:: Data ::
-------------------------
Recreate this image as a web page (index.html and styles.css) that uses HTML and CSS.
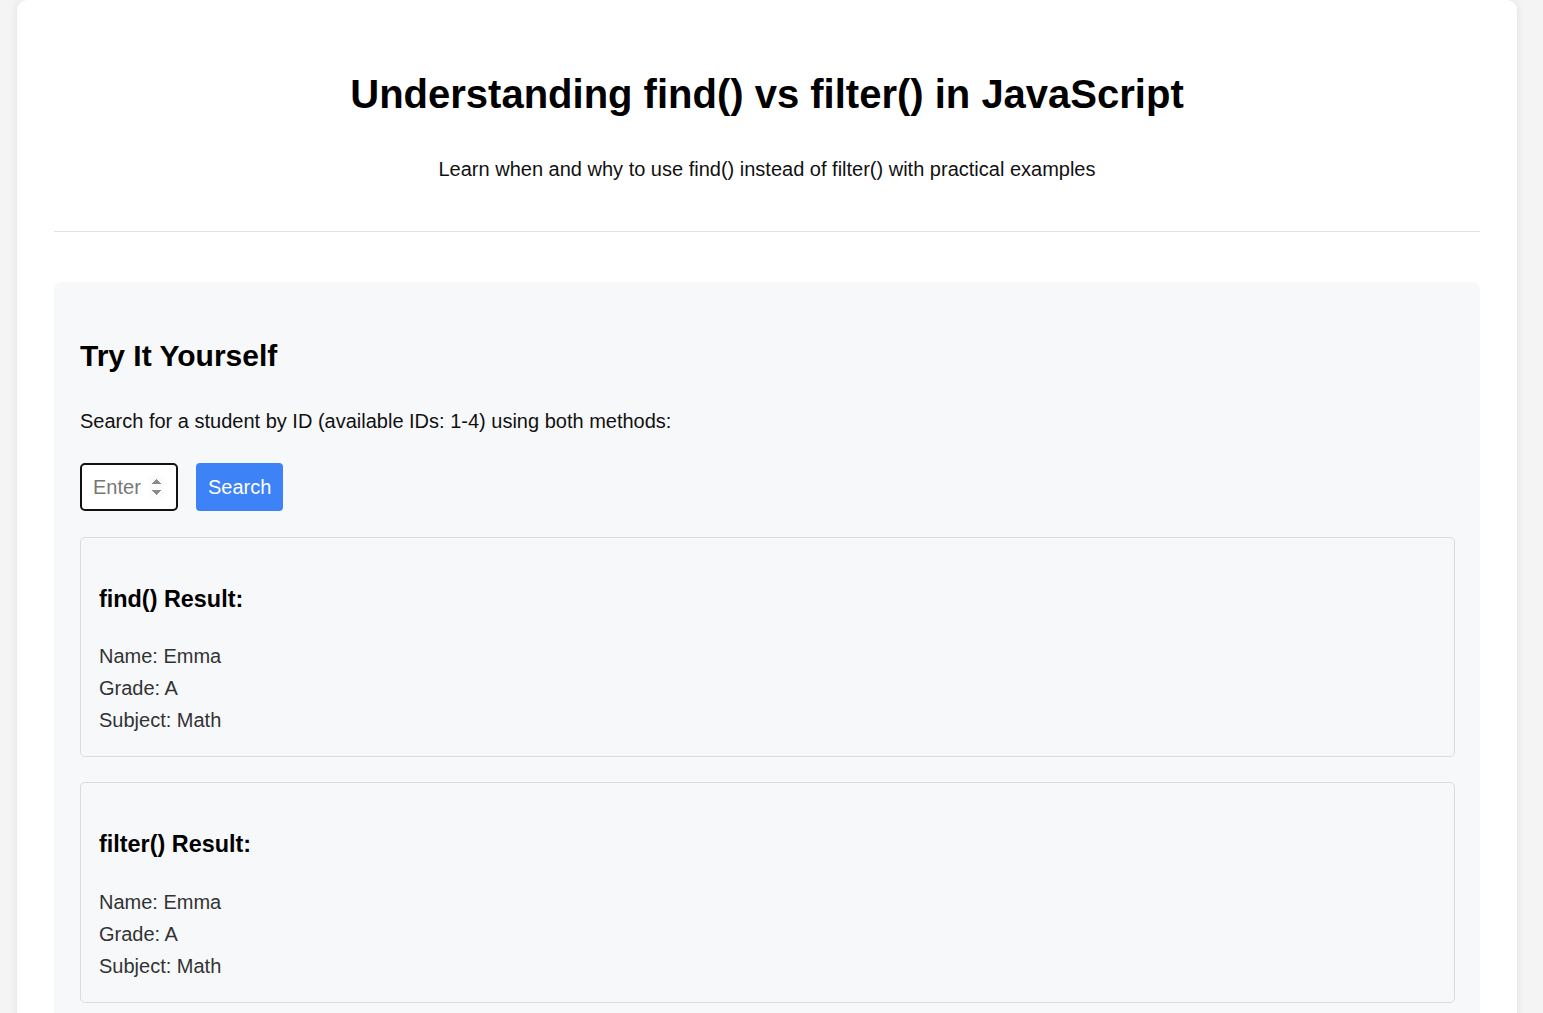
FILE: index.html
```html
<!DOCTYPE html>
<html lang="en">
<head>
<meta charset="utf-8">
<title>Understanding find() vs filter() in JavaScript</title>
<link rel="stylesheet" href="styles.css">
</head>
<body>
<main class="container">
  <header class="header">
    <h1 class="title">Understanding find() vs filter() in JavaScript</h1>
    <p class="subtitle">Learn when and why to use find() instead of filter() with practical examples</p>
  </header>
  <section class="panel">
    <h2 class="panel-title">Try It Yourself</h2>
    <p class="panel-text">Search for a student by ID (available IDs: 1-4) using both methods:</p>
    <div class="controls">
      <input class="id-input" type="number" placeholder="Enter" autofocus>
      <button class="search-btn" type="button">Search</button>
    </div>
    <div class="result">
      <h3 class="result-title">find() Result:</h3>
      <div class="result-line">Name: Emma</div>
      <div class="result-line">Grade: A</div>
      <div class="result-line">Subject: Math</div>
    </div>
    <div class="result">
      <h3 class="result-title">filter() Result:</h3>
      <div class="result-line">Name: Emma</div>
      <div class="result-line">Grade: A</div>
      <div class="result-line">Subject: Math</div>
    </div>
  </section>
</main>
</body>
</html>
```
FILE: styles.css
```css
html, body {
  margin: 0;
  padding: 0;
}
body {
  background: #f4f4f4;
  font-family: "Liberation Sans", Arial, sans-serif;
  color: #000;
  padding-left: 17px;
  overflow: hidden;
  height: 1013px;
}
.container {
  width: 1500px;
  box-sizing: border-box;
  background: #fff;
  border-radius: 10px;
  box-shadow: 0 0 10px rgba(0, 0, 0, 0.08);
  padding: 0 37px 40px;
  min-height: 1100px;
}
.header {
  text-align: center;
  padding: 70px 0 46px;
  border-bottom: 1px solid #e2e2e2;
}
.title {
  margin: 0;
  font-size: 40px;
  line-height: 48px;
  font-weight: 700;
}
.subtitle {
  margin: 35px 0 0;
  font-size: 20px;
  line-height: 32px;
  color: #111;
}
.panel {
  margin-top: 50px;
  background: #f7f8fa;
  border-radius: 8px;
  padding: 25px 25px 30px 26px;
}
.panel-title {
  margin: 25px 0 0;
  font-size: 30px;
  line-height: 48px;
  font-weight: 700;
}
.panel-text {
  margin: 25px 0 0;
  font-size: 20px;
  line-height: 32px;
  color: #111;
}
.controls {
  display: flex;
  gap: 18px;
  margin-top: 26px;
}
.id-input {
  width: 98px;
  height: 48px;
  box-sizing: border-box;
  border: 2px solid #111;
  border-radius: 5px;
  padding: 0 12px 0 11px;
  font-family: "Liberation Sans", Arial, sans-serif;
  font-size: 20px;
  background: #fff;
  outline: none;
}
.id-input::placeholder {
  color: #777;
}
.search-btn {
  height: 48px;
  padding: 0 12px;
  border: none;
  border-radius: 4px;
  background: #3d82f7;
  color: #fff;
  font-family: "Liberation Sans", Arial, sans-serif;
  font-size: 20px;
}
.result {
  margin-top: 26px;
  border: 1px solid #dcdcdc;
  border-radius: 5px;
  padding: 20px 19px 20px 18px;
}
.result + .result {
  margin-top: 25px;
}
.result-title {
  margin: 23px 0 22px;
  font-size: 23.4px;
  line-height: 37.4px;
  font-weight: 700;
}
.result-line {
  font-size: 20px;
  line-height: 32px;
  color: #333;
}
```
-------------------------
Restate the data above exactly, stripping out each image.

Recreate this image as a web page (index.html and styles.css) that uses HTML and CSS.
FILE: index.html
```html
<!DOCTYPE html>
<html lang="en">
<head>
<meta charset="utf-8">
<title>Understanding find() vs filter() in JavaScript</title>
<link rel="stylesheet" href="styles.css">
</head>
<body>
<main class="container">
  <header class="header">
    <h1 class="title">Understanding find() vs filter() in JavaScript</h1>
    <p class="subtitle">Learn when and why to use find() instead of filter() with practical examples</p>
  </header>
  <section class="panel">
    <h2 class="panel-title">Try It Yourself</h2>
    <p class="panel-text">Search for a student by ID (available IDs: 1-4) using both methods:</p>
    <div class="controls">
      <input class="id-input" type="number" placeholder="Enter" autofocus>
      <button class="search-btn" type="button">Search</button>
    </div>
    <div class="result">
      <h3 class="result-title">find() Result:</h3>
      <div class="result-line">Name: Emma</div>
      <div class="result-line">Grade: A</div>
      <div class="result-line">Subject: Math</div>
    </div>
    <div class="result">
      <h3 class="result-title">filter() Result:</h3>
      <div class="result-line">Name: Emma</div>
      <div class="result-line">Grade: A</div>
      <div class="result-line">Subject: Math</div>
    </div>
  </section>
</main>
</body>
</html>
```
FILE: styles.css
```css
html, body {
  margin: 0;
  padding: 0;
}
body {
  background: #f4f4f4;
  font-family: "Liberation Sans", Arial, sans-serif;
  color: #000;
  padding-left: 17px;
  overflow: hidden;
  height: 1013px;
}
.container {
  width: 1500px;
  box-sizing: border-box;
  background: #fff;
  border-radius: 10px;
  box-shadow: 0 0 10px rgba(0, 0, 0, 0.08);
  padding: 0 37px 40px;
  min-height: 1100px;
}
.header {
  text-align: center;
  padding: 70px 0 46px;
  border-bottom: 1px solid #e2e2e2;
}
.title {
  margin: 0;
  font-size: 40px;
  line-height: 48px;
  font-weight: 700;
}
.subtitle {
  margin: 35px 0 0;
  font-size: 20px;
  line-height: 32px;
  color: #111;
}
.panel {
  margin-top: 50px;
  background: #f7f8fa;
  border-radius: 8px;
  padding: 25px 25px 30px 26px;
}
.panel-title {
  margin: 25px 0 0;
  font-size: 30px;
  line-height: 48px;
  font-weight: 700;
}
.panel-text {
  margin: 25px 0 0;
  font-size: 20px;
  line-height: 32px;
  color: #111;
}
.controls {
  display: flex;
  gap: 18px;
  margin-top: 26px;
}
.id-input {
  width: 98px;
  height: 48px;
  box-sizing: border-box;
  border: 2px solid #111;
  border-radius: 5px;
  padding: 0 12px 0 11px;
  font-family: "Liberation Sans", Arial, sans-serif;
  font-size: 20px;
  background: #fff;
  outline: none;
}
.id-input::placeholder {
  color: #777;
}
.search-btn {
  height: 48px;
  padding: 0 12px;
  border: none;
  border-radius: 4px;
  background: #3d82f7;
  color: #fff;
  font-family: "Liberation Sans", Arial, sans-serif;
  font-size: 20px;
}
.result {
  margin-top: 26px;
  border: 1px solid #dcdcdc;
  border-radius: 5px;
  padding: 20px 19px 20px 18px;
}
.result + .result {
  margin-top: 25px;
}
.result-title {
  margin: 23px 0 22px;
  font-size: 23.4px;
  line-height: 37.4px;
  font-weight: 700;
}
.result-line {
  font-size: 20px;
  line-height: 32px;
  color: #333;
}
```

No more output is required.